The pair leveraged the Oxford network to build the business. Throughout their programme they regularly discussed and refined their ideas with academics and classmates, several of whom are now shareholders. They also developed a teaming agreement with companies run by some of the professors from Oxford to continue to help refine the offering and further meet industry needs. ‘Both David and myself have experienced doors being opened for us, that really just would not have been even conceivable three years ago,’ said Quang.

They built the AI technology with a major construction company in Queensland who manage over £500m a year in projects, and which is now able to forecast project cost outcomes about 250% more accurately and about 35% earlier than they used to. Pilots have also been demonstrated to private sector organisations and state governments.

Oxford has enabled them to expand beyond their home market and work with the Hong Kong Development Bureau where they have demonstrated how the artificial intelligence technology has helped with the Bureau’s deca-billion pound portfolio. ‘We're accurate to about 75% in predicting costs over- and under run and schedule over and under run as well,’ said Quang.

Combining their abilities has enabled them to support their clients achieve better business and social outcomes.

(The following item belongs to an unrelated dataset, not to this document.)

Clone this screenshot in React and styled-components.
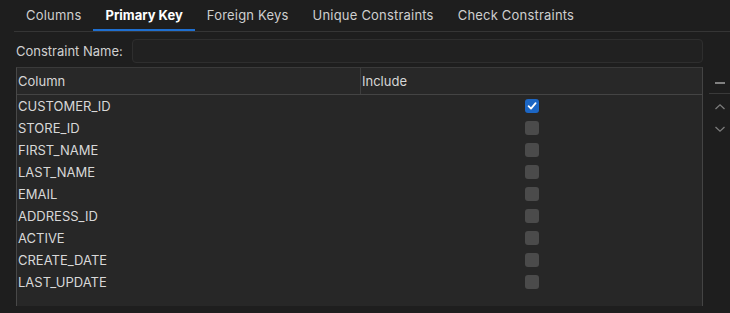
import styled, { createGlobalStyle } from "styled-components"

const GlobalStyle = createGlobalStyle`
  html, body {
    margin: 0;
    padding: 0;
    background: #1e1e1e;
  }
  body {
    font-family: Inter, "Noto Sans", sans-serif;
    font-size: 13px;
    color: #d4d4d4;
  }
`

const tabs = ["Columns", "Primary Key", "Foreign Keys", "Unique Constraints", "Check Constraints"]

const rows = [
  { name: "CUSTOMER_ID", include: true },
  { name: "STORE_ID" },
  { name: "FIRST_NAME" },
  { name: "LAST_NAME" },
  { name: "EMAIL" },
  { name: "ADDRESS_ID" },
  { name: "ACTIVE" },
  { name: "CREATE_DATE" },
  { name: "LAST_UPDATE" },
]

function App() {
  return (
    <Page>
      <GlobalStyle />
      <TabBar>
        {tabs.map((t) => (
          <Tab key={t} $active={t === "Primary Key"}>{t}</Tab>
        ))}
      </TabBar>

      <NameRow>
        <Label>Constraint Name:</Label>
        <NameInput />
      </NameRow>

      <Body>
        <Table>
          <HeaderRow>
            <HeadCell>Column</HeadCell>
            <HeadCell $divider>Include</HeadCell>
          </HeaderRow>
          {rows.map((r) => (
            <Row key={r.name}>
              <Cell>{r.name}</Cell>
              <CheckCell>
                <Check $on={r.include}>
                  {r.include && (
                    <svg width="10" height="10" viewBox="0 0 10 10">
                      <path d="M1.6 5.2 L4 7.6 L8.6 2.2" fill="none" stroke="#fff" strokeWidth="1.8" strokeLinecap="round" strokeLinejoin="round" />
                    </svg>
                  )}
                </Check>
              </CheckCell>
            </Row>
          ))}
        </Table>

        <SideTools>
          <ToolButton>
            <svg width="12" height="12" viewBox="0 0 12 12">
              <path d="M1 6 H11" stroke="#9a9a9a" strokeWidth="1.6" />
            </svg>
          </ToolButton>
          <ToolSep />
          <ToolButton>
            <svg width="12" height="12" viewBox="0 0 12 12">
              <path d="M1.5 8 L6 3.8 L10.5 8" fill="none" stroke="#7c7c7c" strokeWidth="1.3" />
            </svg>
          </ToolButton>
          <ToolButton>
            <svg width="12" height="12" viewBox="0 0 12 12">
              <path d="M1.5 4 L6 8.2 L10.5 4" fill="none" stroke="#7c7c7c" strokeWidth="1.3" />
            </svg>
          </ToolButton>
        </SideTools>
      </Body>
    </Page>
  )
}

const Page = styled.div`
  width: 730px;
  height: 313px;
  display: flex;
  flex-direction: column;
  overflow: hidden;
  background: #1e1e1e;
`

const TabBar = styled.div`
  display: flex;
  margin-left: 14px;
  height: 31px;
  border-bottom: 1px solid #353535;
`

const Tab = styled.div`
  padding: 0 12px;
  display: flex;
  align-items: center;
  height: 31px;
  box-sizing: border-box;
  color: ${(p) => (p.$active ? "#ffffff" : "#cfcfcf")};
  font-weight: ${(p) => (p.$active ? 700 : 400)};
  letter-spacing: ${(p) => (p.$active ? "0" : "0.2px")};
  border-bottom: 2px solid ${(p) => (p.$active ? "#1f6fd0" : "transparent")};
  margin-bottom: -1px;
  padding-top: 1px;
`

const NameRow = styled.div`
  display: flex;
  align-items: center;
  gap: 9px;
  padding: 7px 27px 0 16px;
  height: 23px;
`

const Label = styled.span`
  color: #d0d0d0;
`

const NameInput = styled.div`
  flex: 1;
  height: 22px;
  border: 1px solid #2e2e2e;
  border-radius: 4px;
  background: #212121;
`

const Body = styled.div`
  display: flex;
  margin-top: 5px;
  flex: 1;
  min-height: 0;
`

const Table = styled.div`
  margin-left: 16px;
  width: 687px;
  height: 239px;
  box-sizing: border-box;
  background: #272727;
  border-left: 1px solid #484848;
  border-right: 1px solid #444444;
  border-top: 1px solid #3a3a3a;
`

const HeaderRow = styled.div`
  display: grid;
  grid-template-columns: 343px 1fr;
  height: 26px;
  border-bottom: 1px solid #444444;
  background: #282828;
`

const HeadCell = styled.div`
  display: flex;
  align-items: center;
  padding-left: 1px;
  color: #d6d6d6;
  border-left: ${(p) => (p.$divider ? "1px solid #3e3e3e" : "none")};
`

const Row = styled.div`
  display: grid;
  grid-template-columns: 343px 1fr;
  height: 22px;
`

const Cell = styled.div`
  display: flex;
  align-items: center;
  padding-left: 1px;
  padding-bottom: 1px;
  color: #d8d8d8;
`

const CheckCell = styled.div`
  display: flex;
  align-items: center;
  padding-left: 165px;
`

const Check = styled.div`
  width: 14px;
  height: 14px;
  border-radius: 3px;
  background: ${(p) => (p.$on ? "#1c66c4" : "#4b4b4b")};
  display: flex;
  align-items: center;
  justify-content: center;
`

const SideTools = styled.div`
  width: 21px;
  margin-left: 6px;
  display: flex;
  flex-direction: column;
  align-items: center;
  padding-top: 5px;
`

const ToolButton = styled.div`
  width: 21px;
  height: 22px;
  display: flex;
  align-items: center;
  justify-content: center;
`

const ToolSep = styled.div`
  width: 21px;
  height: 1px;
  background: #3a3a3a;
  margin: -1px 0 2px;
`

export default App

It’s been a delight to see how much they have achieved.

Paul Chapman

Senior Fellow, Saïd Business School

‘When Cuong and David came to Oxford as students each already had a strong CV and impressive professional experience,’ said Paul Chapman, Course Leader of the Managing Performance course, on Oxford's MSc in Major Programme Management. ‘It is particularly satisfying to think that like our other students, it’s not where they come from that’s important but where they go after they graduate. In Cuong and David’s case they’ve founded a business that leverages advanced technologies to support the delivery of major programmes. They are not only innovators and entrepreneurs but also first rate project delivery people. Combining their abilities has enabled them to support their clients achieve better business and social outcomes. It’s been a delight to see how much they have achieved.’

As to the future, their objective is that by 2024 their AI engine should be regarded across the world as the benchmark machine for managing cost and time overruns. It may sound like a lofty ambition but as Porter reflected ‘One of the really wonderful things about Oxford is when you're there and you see the kind of industry and academic horsepower that you are able to collaborate with, you can see things that you can change on a global scale, and that seems very doable.’